● DATA EXTRACT
=-=-=
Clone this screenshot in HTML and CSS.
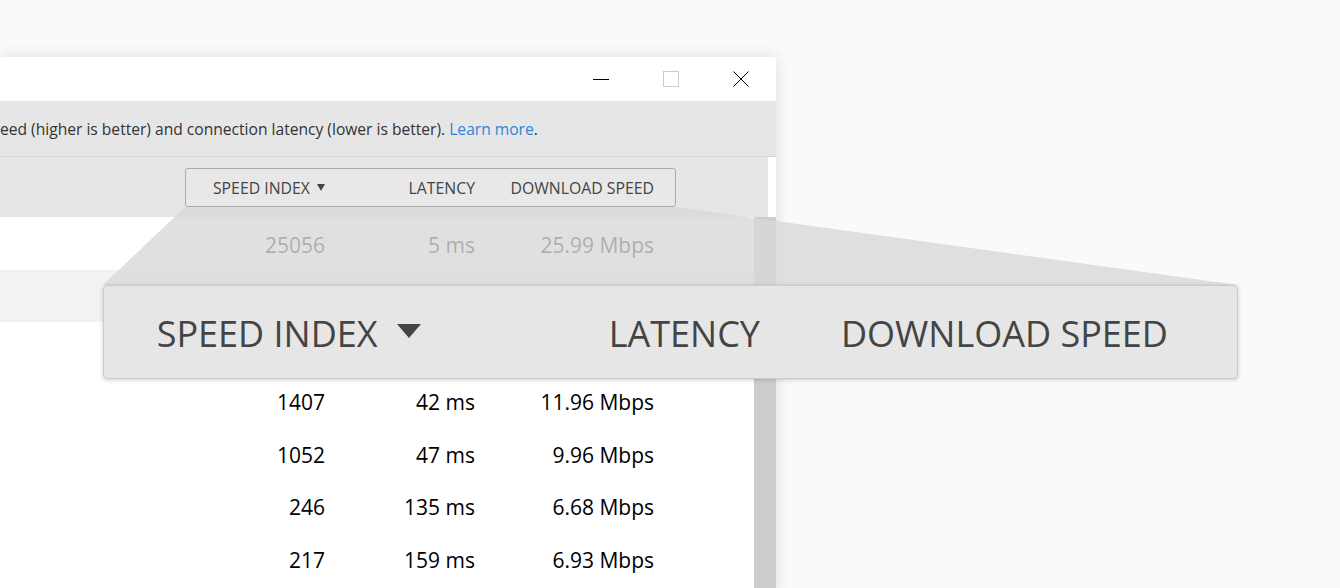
FILE: index.html
```html
<!DOCTYPE html>
<html lang="en">
<head>
    <meta charset="UTF-8">
    <meta name="viewport" content="width=device-width, initial-scale=1.0">
    <title>Speed index</title>
    <link rel="stylesheet" href="styles.css">
</head>
<body>
    <div class="window">
        <div class="titlebar">
            <div class="caption-btn">
                <svg width="16" height="16" viewBox="0 0 16 16"><path d="M0 8.5H16" stroke="#000" stroke-width="1"/></svg>
            </div>
            <div class="caption-btn">
                <svg width="16" height="16" viewBox="0 0 16 16"><rect x="0.5" y="0.5" width="15" height="15" fill="none" stroke="#ccc" stroke-width="1"/></svg>
            </div>
            <div class="caption-btn">
                <svg width="16" height="16" viewBox="0 0 16 16"><path d="M0.5 0.5L15.5 15.5M15.5 0.5L0.5 15.5" stroke="#000" stroke-width="1"/></svg>
            </div>
        </div>

        <div class="info">
            <p>eed (higher is better) and connection latency (lower is better). <a href="#">Learn more</a>.</p>
        </div>

        <div class="head-row">
            <div class="head-area">
                <div class="sort-box">
                    <span class="col">SPEED INDEX <i class="arrow"></i></span>
                    <span class="col">LATENCY</span>
                    <span class="col">DOWNLOAD SPEED</span>
                </div>
            </div>
            <div class="head-gap"></div>
        </div>

        <div class="list">
            <div class="rows">
                <div class="row"><span>25056</span><span>5 ms</span><span>25.99 Mbps</span></div>
                <div class="row alt"><span></span><span></span><span></span></div>
                <div class="row"><span></span><span></span><span></span></div>
                <div class="row"><span>1407</span><span>42 ms</span><span>11.96 Mbps</span></div>
                <div class="row"><span>1052</span><span>47 ms</span><span>9.96 Mbps</span></div>
                <div class="row"><span>246</span><span>135 ms</span><span>6.68 Mbps</span></div>
                <div class="row"><span>217</span><span>159 ms</span><span>6.93 Mbps</span></div>
            </div>
            <div class="scrollbar"></div>
        </div>
    </div>

    <!-- magnifier callout over the header -->
    <svg class="beam" width="1340" height="588" viewBox="0 0 1340 588">
        <polygon points="185,207 676,207 1238,285 103,285" fill="rgba(216,216,216,0.8)"/>
    </svg>
    <div class="zoom-box">
        <span class="col">SPEED INDEX <i class="arrow"></i></span>
        <span class="col">LATENCY</span>
        <span class="col">DOWNLOAD SPEED</span>
    </div>
</body>
</html>
```

FILE: styles.css
```css
*{
    box-sizing: border-box;
    margin: 0;
    padding: 0;
}
html, body{
    height: 100%;
}
body{
    background-color: #fafafa;
    font-family: "Open Sans", "Noto Sans", sans-serif;
    color: #000;
    overflow: hidden;
    position: relative;
}

.window{
    margin-top: 57px;
    width: 776px;
    background-color: #fff;
    box-shadow: 0 0 14px rgba(0, 0, 0, 0.12);
}
.titlebar{
    height: 44px;
    display: flex;
    justify-content: flex-end;
}
.caption-btn{
    width: 70px;
    display: flex;
    align-items: center;
    justify-content: center;
}
.caption-btn svg{
    display: block;
}

.info{
    height: 56px;
    background-color: #e6e6e6;
    border-bottom: 1px solid #d6d6d6;
    display: flex;
    align-items: center;
    overflow: hidden;
}
.info p{
    font-size: 15.6px;
    color: #333;
    white-space: nowrap;
}
.info a{
    color: #2b88d8;
    text-decoration: none;
}

.head-row{
    height: 60px;
    display: flex;
}
.head-area{
    flex: 1;
    background-color: #e6e6e6;
    padding: 11px 92px 0 0;
    display: flex;
    justify-content: flex-end;
    align-items: flex-start;
}
.head-gap{
    width: 8px;
    background-color: #fff;
}
.sort-box{
    width: 491px;
    height: 39px;
    border: 1px solid #ababab;
    border-radius: 3px;
    background-color: #e8e8e8;
    display: grid;
    grid-template-columns: 1fr 150px 179px;
    padding-right: 21px;
    align-items: center;
    font-size: 15.8px;
    color: #444;
}
.col{
    text-align: right;
    white-space: nowrap;
}
.arrow{
    display: inline-block;
    margin-left: 3px;
    border-left: 4.5px solid transparent;
    border-right: 4.5px solid transparent;
    border-top: 7px solid #444;
    vertical-align: 3px;
}

.list{
    height: 380px;
    display: flex;
    overflow: hidden;
}
.rows{
    flex: 1;
}
.row{
    height: 52.5px;
    padding-top: 3px;
    display: grid;
    grid-template-columns: 1fr 150px 179px;
    padding-right: 100px;
    align-items: center;
    font-size: 21px;
    text-align: right;
}
.row.alt{
    background-color: #f2f2f2;
}
.scrollbar{
    width: 22px;
    background-color: #cdcdcd;
}

.beam{
    position: absolute;
    top: 0;
    left: 0;
}
.zoom-box{
    position: absolute;
    top: 285px;
    left: 103px;
    width: 1135px;
    height: 94px;
    background-color: #e6e6e6;
    border: 1px solid #cbcbcb;
    border-radius: 4px;
    box-shadow: 0 1px 4px rgba(0, 0, 0, 0.18);
    display: grid;
    grid-template-columns: 1fr 339px 408px;
    padding-right: 69px;
    padding-top: 2px;
    align-items: center;
    font-size: 36px;
    color: #444;
}
.zoom-box .arrow{
    margin-left: 10px;
    border-left-width: 12px;
    border-right-width: 12px;
    border-top-width: 14px;
    vertical-align: 9px;
}
```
=-=-=
● PROBLEM TO SOLVE
Reproduce the material above verbatim; omit every picture.

● RESULT FOR THIS EXERCISE
Clone this screenshot in HTML and CSS.
FILE: index.html
```html
<!DOCTYPE html>
<html lang="en">
<head>
    <meta charset="UTF-8">
    <meta name="viewport" content="width=device-width, initial-scale=1.0">
    <title>Speed index</title>
    <link rel="stylesheet" href="styles.css">
</head>
<body>
    <div class="window">
        <div class="titlebar">
            <div class="caption-btn">
                <svg width="16" height="16" viewBox="0 0 16 16"><path d="M0 8.5H16" stroke="#000" stroke-width="1"/></svg>
            </div>
            <div class="caption-btn">
                <svg width="16" height="16" viewBox="0 0 16 16"><rect x="0.5" y="0.5" width="15" height="15" fill="none" stroke="#ccc" stroke-width="1"/></svg>
            </div>
            <div class="caption-btn">
                <svg width="16" height="16" viewBox="0 0 16 16"><path d="M0.5 0.5L15.5 15.5M15.5 0.5L0.5 15.5" stroke="#000" stroke-width="1"/></svg>
            </div>
        </div>

        <div class="info">
            <p>eed (higher is better) and connection latency (lower is better). <a href="#">Learn more</a>.</p>
        </div>

        <div class="head-row">
            <div class="head-area">
                <div class="sort-box">
                    <span class="col">SPEED INDEX <i class="arrow"></i></span>
                    <span class="col">LATENCY</span>
                    <span class="col">DOWNLOAD SPEED</span>
                </div>
            </div>
            <div class="head-gap"></div>
        </div>

        <div class="list">
            <div class="rows">
                <div class="row"><span>25056</span><span>5 ms</span><span>25.99 Mbps</span></div>
                <div class="row alt"><span></span><span></span><span></span></div>
                <div class="row"><span></span><span></span><span></span></div>
                <div class="row"><span>1407</span><span>42 ms</span><span>11.96 Mbps</span></div>
                <div class="row"><span>1052</span><span>47 ms</span><span>9.96 Mbps</span></div>
                <div class="row"><span>246</span><span>135 ms</span><span>6.68 Mbps</span></div>
                <div class="row"><span>217</span><span>159 ms</span><span>6.93 Mbps</span></div>
            </div>
            <div class="scrollbar"></div>
        </div>
    </div>

    <!-- magnifier callout over the header -->
    <svg class="beam" width="1340" height="588" viewBox="0 0 1340 588">
        <polygon points="185,207 676,207 1238,285 103,285" fill="rgba(216,216,216,0.8)"/>
    </svg>
    <div class="zoom-box">
        <span class="col">SPEED INDEX <i class="arrow"></i></span>
        <span class="col">LATENCY</span>
        <span class="col">DOWNLOAD SPEED</span>
    </div>
</body>
</html>
```

FILE: styles.css
```css
*{
    box-sizing: border-box;
    margin: 0;
    padding: 0;
}
html, body{
    height: 100%;
}
body{
    background-color: #fafafa;
    font-family: "Open Sans", "Noto Sans", sans-serif;
    color: #000;
    overflow: hidden;
    position: relative;
}

.window{
    margin-top: 57px;
    width: 776px;
    background-color: #fff;
    box-shadow: 0 0 14px rgba(0, 0, 0, 0.12);
}
.titlebar{
    height: 44px;
    display: flex;
    justify-content: flex-end;
}
.caption-btn{
    width: 70px;
    display: flex;
    align-items: center;
    justify-content: center;
}
.caption-btn svg{
    display: block;
}

.info{
    height: 56px;
    background-color: #e6e6e6;
    border-bottom: 1px solid #d6d6d6;
    display: flex;
    align-items: center;
    overflow: hidden;
}
.info p{
    font-size: 15.6px;
    color: #333;
    white-space: nowrap;
}
.info a{
    color: #2b88d8;
    text-decoration: none;
}

.head-row{
    height: 60px;
    display: flex;
}
.head-area{
    flex: 1;
    background-color: #e6e6e6;
    padding: 11px 92px 0 0;
    display: flex;
    justify-content: flex-end;
    align-items: flex-start;
}
.head-gap{
    width: 8px;
    background-color: #fff;
}
.sort-box{
    width: 491px;
    height: 39px;
    border: 1px solid #ababab;
    border-radius: 3px;
    background-color: #e8e8e8;
    display: grid;
    grid-template-columns: 1fr 150px 179px;
    padding-right: 21px;
    align-items: center;
    font-size: 15.8px;
    color: #444;
}
.col{
    text-align: right;
    white-space: nowrap;
}
.arrow{
    display: inline-block;
    margin-left: 3px;
    border-left: 4.5px solid transparent;
    border-right: 4.5px solid transparent;
    border-top: 7px solid #444;
    vertical-align: 3px;
}

.list{
    height: 380px;
    display: flex;
    overflow: hidden;
}
.rows{
    flex: 1;
}
.row{
    height: 52.5px;
    padding-top: 3px;
    display: grid;
    grid-template-columns: 1fr 150px 179px;
    padding-right: 100px;
    align-items: center;
    font-size: 21px;
    text-align: right;
}
.row.alt{
    background-color: #f2f2f2;
}
.scrollbar{
    width: 22px;
    background-color: #cdcdcd;
}

.beam{
    position: absolute;
    top: 0;
    left: 0;
}
.zoom-box{
    position: absolute;
    top: 285px;
    left: 103px;
    width: 1135px;
    height: 94px;
    background-color: #e6e6e6;
    border: 1px solid #cbcbcb;
    border-radius: 4px;
    box-shadow: 0 1px 4px rgba(0, 0, 0, 0.18);
    display: grid;
    grid-template-columns: 1fr 339px 408px;
    padding-right: 69px;
    padding-top: 2px;
    align-items: center;
    font-size: 36px;
    color: #444;
}
.zoom-box .arrow{
    margin-left: 10px;
    border-left-width: 12px;
    border-right-width: 12px;
    border-top-width: 14px;
    vertical-align: 9px;
}
```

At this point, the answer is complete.